9. Easiest person to buy for? My friends, generally. They appreciate the notion of "wish lists."

10. Worst Christmas gift you ever received? I don't know. There have been things I wasn't wild about, but nothing noteworthy. It's corny, but it's the thought that counts.

11. Mail or email Christmas cards? I'm not one to judge. I'm HORRIBLE about casual correspondence, period.

12. Favourite Christmas Movie? Like my friend Nicole, I love Home Alone. I also love the second Home Alone, Lost in New York (mostly due to Tim Curry -- "We love you!"). Lately, I've had the urge to watch The Santa Clause, and today we were talking about it at our staff meeting (because I work with a bunch of parents, holy crap). OOH! Other favourite Christmas movie? The Ref:

Mary Chasseur: Maybe they'll catch him, and then let him go in the spirit of Christmas ...
Connie Chasseur: That is not the spirit of Christmas --The spirit of Christmas is either you're good -- or you're punished and you burn in hell.
Who would catch a criminal, and then let him go free?
Mary Chasseur: Republicans?

13. When do you start shopping for Christmas? December, usually. This year, I will be shopping this weekend.

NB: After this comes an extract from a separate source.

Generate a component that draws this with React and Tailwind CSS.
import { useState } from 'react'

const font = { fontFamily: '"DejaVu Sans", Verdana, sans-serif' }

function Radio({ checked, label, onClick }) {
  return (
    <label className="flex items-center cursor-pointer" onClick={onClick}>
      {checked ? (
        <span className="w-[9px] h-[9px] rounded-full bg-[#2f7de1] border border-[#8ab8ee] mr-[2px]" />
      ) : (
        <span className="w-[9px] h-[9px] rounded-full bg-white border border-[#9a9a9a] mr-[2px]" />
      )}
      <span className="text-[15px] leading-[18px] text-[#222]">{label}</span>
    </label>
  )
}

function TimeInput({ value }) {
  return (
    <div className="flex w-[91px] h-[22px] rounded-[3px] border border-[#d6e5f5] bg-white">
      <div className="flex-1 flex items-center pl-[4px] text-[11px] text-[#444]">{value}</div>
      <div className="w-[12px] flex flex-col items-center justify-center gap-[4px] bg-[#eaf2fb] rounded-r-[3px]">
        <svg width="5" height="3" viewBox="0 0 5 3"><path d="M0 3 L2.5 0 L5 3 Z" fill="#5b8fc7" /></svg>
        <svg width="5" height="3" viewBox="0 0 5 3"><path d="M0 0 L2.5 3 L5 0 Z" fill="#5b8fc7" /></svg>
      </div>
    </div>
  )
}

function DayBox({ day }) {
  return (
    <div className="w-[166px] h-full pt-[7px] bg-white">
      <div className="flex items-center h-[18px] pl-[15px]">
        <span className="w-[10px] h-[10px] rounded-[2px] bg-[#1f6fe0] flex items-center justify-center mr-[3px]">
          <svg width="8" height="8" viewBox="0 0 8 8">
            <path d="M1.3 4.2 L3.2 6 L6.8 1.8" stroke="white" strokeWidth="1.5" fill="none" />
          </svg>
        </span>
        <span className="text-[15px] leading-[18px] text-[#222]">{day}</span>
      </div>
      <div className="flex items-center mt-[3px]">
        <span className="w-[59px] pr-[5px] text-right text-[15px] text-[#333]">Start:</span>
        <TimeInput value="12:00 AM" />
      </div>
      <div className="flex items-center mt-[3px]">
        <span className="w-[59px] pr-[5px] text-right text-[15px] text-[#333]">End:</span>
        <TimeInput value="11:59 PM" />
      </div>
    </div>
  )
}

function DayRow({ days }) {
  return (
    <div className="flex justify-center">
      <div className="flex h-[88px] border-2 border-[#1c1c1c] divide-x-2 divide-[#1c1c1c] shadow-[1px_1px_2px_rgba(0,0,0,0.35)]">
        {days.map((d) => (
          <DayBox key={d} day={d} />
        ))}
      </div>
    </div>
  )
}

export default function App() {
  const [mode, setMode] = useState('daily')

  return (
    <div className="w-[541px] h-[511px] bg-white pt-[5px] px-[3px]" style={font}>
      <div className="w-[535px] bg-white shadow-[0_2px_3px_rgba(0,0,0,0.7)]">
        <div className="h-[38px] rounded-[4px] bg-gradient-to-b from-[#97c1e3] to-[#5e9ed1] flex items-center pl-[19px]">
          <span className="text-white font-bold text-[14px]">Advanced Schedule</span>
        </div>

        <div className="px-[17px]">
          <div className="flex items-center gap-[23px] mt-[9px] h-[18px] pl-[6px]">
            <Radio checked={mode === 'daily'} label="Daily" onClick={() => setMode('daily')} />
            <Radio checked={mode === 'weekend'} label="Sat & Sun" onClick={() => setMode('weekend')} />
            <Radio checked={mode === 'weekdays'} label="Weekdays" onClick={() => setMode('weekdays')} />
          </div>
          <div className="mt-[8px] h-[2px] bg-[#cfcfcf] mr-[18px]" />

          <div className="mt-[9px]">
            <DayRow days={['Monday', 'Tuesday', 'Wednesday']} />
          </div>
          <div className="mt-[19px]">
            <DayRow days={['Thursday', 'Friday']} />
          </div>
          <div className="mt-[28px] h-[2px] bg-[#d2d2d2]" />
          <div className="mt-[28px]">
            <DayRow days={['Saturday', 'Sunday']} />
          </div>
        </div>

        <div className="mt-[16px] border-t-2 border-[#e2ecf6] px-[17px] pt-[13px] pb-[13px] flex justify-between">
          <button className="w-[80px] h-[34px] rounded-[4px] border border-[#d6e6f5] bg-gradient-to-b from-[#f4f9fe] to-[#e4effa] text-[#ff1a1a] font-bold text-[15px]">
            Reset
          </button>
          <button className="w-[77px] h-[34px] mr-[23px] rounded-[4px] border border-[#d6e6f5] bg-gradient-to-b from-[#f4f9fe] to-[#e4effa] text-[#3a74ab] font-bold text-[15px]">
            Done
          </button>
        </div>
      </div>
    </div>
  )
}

14. Have you ever recycled a Christmas present? I don't think so, and that sounds pretty gauche to me.

15. Favourite thing to eat at Christmas? Of the non-baked-good variety? Lasagna. And clam dip. Mmmmmm. Clam dip. And mashed 'taters, if they're around. I heart mashed 'taters (as the inches on my waist can attest).

16. Clear lights or coloured on the tree? Coloured. Blinking or not, it's all good. If they're blinking, though, I might stare at the tree for a long long time. Because I am easily-distracted by shinies.

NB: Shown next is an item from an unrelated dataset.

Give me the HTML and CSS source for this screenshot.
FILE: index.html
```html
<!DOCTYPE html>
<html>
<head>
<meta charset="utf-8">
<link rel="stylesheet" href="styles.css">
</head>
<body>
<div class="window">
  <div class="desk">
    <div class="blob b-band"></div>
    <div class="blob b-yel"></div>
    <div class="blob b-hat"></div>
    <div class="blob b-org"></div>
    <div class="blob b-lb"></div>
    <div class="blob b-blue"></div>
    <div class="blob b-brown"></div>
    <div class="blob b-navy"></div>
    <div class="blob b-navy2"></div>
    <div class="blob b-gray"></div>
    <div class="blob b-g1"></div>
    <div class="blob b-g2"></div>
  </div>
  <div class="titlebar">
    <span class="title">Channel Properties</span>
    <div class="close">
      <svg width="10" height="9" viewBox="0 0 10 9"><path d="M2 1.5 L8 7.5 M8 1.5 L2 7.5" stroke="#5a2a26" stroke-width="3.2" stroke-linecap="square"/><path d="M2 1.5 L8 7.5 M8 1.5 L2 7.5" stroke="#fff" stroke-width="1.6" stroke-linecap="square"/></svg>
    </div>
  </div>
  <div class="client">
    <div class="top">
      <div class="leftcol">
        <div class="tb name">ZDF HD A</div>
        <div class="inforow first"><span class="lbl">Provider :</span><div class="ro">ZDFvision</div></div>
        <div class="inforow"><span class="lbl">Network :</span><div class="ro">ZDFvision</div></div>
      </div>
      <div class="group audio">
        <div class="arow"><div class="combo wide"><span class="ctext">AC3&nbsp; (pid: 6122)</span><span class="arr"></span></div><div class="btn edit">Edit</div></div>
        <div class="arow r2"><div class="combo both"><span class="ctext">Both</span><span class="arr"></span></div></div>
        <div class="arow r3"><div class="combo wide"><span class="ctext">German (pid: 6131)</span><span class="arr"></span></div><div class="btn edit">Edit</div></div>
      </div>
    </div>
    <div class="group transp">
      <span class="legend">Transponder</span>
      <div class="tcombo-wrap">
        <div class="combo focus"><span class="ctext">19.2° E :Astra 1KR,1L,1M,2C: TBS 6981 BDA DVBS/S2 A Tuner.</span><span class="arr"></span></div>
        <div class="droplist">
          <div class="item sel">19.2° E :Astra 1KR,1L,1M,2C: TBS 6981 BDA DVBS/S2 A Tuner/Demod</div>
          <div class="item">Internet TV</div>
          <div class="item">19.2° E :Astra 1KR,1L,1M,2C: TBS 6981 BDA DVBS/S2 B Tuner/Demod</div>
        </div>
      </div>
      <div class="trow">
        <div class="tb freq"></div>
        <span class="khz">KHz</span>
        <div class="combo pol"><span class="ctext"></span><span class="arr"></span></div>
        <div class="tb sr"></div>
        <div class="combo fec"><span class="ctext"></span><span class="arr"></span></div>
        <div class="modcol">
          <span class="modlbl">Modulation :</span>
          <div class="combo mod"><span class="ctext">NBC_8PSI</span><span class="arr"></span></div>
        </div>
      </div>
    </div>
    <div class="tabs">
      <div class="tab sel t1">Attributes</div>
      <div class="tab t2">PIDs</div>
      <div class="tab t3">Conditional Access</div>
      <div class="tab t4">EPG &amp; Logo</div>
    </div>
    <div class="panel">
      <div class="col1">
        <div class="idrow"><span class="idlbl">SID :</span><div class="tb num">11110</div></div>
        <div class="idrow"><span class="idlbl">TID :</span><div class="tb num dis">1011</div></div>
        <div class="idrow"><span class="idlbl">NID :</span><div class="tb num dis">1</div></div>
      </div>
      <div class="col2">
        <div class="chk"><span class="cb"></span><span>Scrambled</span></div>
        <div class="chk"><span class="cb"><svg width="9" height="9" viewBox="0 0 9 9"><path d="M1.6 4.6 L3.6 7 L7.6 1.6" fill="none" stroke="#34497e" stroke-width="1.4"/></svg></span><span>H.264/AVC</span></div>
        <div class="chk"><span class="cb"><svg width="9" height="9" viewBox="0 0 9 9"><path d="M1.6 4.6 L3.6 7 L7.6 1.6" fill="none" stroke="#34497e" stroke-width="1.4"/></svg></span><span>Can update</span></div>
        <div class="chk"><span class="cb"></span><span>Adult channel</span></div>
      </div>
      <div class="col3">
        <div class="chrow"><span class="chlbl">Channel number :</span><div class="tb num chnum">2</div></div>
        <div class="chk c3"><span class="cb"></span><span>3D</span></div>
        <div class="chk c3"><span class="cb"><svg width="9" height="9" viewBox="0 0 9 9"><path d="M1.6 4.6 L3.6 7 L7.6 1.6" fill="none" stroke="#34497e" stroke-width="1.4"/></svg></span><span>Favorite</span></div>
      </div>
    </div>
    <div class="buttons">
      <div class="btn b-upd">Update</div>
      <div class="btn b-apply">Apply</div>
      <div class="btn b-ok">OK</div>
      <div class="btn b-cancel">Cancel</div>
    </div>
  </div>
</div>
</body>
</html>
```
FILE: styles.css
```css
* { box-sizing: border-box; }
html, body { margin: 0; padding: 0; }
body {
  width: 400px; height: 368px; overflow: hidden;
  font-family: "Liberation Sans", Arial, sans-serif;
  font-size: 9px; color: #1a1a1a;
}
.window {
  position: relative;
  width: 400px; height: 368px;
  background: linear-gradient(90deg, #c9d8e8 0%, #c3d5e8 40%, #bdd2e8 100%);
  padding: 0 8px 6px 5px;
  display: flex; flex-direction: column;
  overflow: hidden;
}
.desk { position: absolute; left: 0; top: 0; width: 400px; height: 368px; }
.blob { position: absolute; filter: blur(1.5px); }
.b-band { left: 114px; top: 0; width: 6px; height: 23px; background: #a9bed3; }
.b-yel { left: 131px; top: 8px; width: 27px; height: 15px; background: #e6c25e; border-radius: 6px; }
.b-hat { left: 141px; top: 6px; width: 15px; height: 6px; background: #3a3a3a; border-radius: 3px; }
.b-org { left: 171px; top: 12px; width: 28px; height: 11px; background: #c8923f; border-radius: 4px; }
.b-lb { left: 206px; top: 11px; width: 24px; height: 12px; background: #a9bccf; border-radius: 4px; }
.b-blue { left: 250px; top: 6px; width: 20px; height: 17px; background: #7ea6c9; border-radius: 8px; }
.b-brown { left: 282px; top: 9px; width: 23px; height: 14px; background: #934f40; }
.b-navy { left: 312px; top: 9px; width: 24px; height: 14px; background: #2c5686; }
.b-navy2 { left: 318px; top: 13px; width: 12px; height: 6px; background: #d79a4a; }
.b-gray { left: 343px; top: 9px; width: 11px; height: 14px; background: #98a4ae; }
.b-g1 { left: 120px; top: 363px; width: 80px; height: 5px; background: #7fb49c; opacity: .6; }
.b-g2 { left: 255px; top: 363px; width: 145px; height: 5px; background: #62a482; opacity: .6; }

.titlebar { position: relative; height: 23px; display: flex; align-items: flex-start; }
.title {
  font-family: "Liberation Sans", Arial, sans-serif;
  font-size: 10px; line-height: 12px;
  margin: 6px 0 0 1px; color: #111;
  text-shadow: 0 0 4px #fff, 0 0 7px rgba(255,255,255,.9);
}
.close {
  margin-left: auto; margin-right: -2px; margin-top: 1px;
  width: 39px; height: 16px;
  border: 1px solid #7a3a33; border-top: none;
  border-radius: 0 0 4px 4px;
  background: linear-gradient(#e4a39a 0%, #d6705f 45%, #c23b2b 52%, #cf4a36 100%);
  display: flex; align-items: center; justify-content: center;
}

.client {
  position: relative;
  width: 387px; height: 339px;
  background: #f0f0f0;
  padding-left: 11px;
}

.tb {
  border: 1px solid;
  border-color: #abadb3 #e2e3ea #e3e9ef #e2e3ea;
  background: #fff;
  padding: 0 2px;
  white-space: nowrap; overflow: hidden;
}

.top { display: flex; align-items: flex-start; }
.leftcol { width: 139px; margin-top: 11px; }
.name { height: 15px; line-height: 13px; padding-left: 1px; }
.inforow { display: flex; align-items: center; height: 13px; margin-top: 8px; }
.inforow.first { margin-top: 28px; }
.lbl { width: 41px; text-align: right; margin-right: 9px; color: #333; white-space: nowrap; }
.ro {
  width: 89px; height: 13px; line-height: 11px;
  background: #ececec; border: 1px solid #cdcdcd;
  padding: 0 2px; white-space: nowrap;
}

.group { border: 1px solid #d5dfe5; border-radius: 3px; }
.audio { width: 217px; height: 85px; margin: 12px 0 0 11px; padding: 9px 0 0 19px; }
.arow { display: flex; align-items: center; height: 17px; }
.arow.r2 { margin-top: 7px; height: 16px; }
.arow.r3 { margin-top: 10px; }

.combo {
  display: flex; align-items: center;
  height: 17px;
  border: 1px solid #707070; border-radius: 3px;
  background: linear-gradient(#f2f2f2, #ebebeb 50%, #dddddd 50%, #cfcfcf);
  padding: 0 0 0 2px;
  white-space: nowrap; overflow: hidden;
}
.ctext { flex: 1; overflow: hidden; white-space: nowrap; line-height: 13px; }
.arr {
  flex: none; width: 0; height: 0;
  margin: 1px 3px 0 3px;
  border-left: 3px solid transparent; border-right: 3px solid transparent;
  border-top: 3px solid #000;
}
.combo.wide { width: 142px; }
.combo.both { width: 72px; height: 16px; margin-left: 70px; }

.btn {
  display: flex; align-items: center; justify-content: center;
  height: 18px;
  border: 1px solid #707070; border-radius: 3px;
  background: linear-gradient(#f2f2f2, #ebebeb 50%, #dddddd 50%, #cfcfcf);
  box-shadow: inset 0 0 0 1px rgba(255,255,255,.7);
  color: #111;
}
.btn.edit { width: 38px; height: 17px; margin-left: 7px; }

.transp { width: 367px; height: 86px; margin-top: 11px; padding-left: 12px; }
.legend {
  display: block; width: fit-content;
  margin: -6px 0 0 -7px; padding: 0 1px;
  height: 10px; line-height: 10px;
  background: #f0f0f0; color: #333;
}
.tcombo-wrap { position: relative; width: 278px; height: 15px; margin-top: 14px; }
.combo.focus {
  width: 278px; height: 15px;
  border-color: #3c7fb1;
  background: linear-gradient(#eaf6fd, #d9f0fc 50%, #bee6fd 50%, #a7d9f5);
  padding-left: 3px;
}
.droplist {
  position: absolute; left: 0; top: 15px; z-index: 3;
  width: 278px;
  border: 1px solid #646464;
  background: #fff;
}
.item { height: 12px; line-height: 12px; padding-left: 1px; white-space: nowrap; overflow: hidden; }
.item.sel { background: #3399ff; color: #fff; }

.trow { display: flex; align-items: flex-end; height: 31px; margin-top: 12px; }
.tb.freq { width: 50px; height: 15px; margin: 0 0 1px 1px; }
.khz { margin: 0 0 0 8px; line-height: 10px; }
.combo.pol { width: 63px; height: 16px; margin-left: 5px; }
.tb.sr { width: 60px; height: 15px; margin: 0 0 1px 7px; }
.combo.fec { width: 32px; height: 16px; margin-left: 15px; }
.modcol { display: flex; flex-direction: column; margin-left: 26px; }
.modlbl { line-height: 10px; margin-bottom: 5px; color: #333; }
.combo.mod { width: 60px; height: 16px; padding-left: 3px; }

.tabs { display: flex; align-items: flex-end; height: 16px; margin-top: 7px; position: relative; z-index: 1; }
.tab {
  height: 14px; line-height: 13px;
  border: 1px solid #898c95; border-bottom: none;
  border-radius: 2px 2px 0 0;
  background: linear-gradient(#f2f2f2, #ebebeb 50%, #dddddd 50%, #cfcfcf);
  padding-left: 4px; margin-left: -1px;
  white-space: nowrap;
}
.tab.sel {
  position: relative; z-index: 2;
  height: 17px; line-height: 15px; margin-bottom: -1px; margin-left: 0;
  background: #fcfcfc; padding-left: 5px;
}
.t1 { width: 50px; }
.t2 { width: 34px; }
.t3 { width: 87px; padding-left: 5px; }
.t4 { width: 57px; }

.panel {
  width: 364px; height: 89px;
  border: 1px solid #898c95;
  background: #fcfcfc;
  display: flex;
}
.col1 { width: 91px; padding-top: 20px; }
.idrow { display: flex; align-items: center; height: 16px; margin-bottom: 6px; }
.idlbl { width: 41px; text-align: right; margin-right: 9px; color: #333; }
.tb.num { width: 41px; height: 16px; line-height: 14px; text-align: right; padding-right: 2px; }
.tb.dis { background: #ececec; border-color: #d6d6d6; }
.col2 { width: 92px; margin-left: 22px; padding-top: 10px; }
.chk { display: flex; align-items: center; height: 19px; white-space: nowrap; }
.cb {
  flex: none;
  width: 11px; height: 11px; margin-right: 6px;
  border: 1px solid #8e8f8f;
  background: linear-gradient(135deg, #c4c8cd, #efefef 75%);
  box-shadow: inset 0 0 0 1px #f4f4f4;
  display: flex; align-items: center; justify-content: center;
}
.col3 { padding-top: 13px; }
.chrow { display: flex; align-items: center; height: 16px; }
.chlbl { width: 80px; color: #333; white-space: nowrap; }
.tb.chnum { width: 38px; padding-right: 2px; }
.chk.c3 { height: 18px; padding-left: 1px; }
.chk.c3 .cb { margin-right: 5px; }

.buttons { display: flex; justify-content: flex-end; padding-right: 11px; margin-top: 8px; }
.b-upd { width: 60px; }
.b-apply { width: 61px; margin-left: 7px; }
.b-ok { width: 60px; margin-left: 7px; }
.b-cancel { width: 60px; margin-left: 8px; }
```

17. Favourite Christmas song? "Greensleeves," which, honestly, if you read the lyrics, hasn't got much to do with Christmas. I also have a slew of records that I like to keep in rotation at my parents' house. Elvis, The Nutcracker, Rainbow Brite Christmas, Cabbage Patch Christmas, Sinatra, and the list goes on. Mostly, I become addicted to The Nutcracker, though. ... And not just any rendition of The Nutcracker, either. It has to be this version:

18. Stay home or travel for Christmas? Traveling to my parents' home.

19. Can you name all of Santa's reindeer? You know Dasher and Dancer and Prancer and Vixen; Comet and Cupid and Donner and Blitzen, but do you recall the most famous reindeer of all? Rudolph, the red-nosed reindeer ... etc. So, yes.

20. Angel on the tree top or a star? We have both. It looks dumb.

21. Open the presents Christmas Eve or morning? One the night before. The rest in the morning.

22. Most annoying thing about this time of year? People. Everywhere.

Yay for wasting time.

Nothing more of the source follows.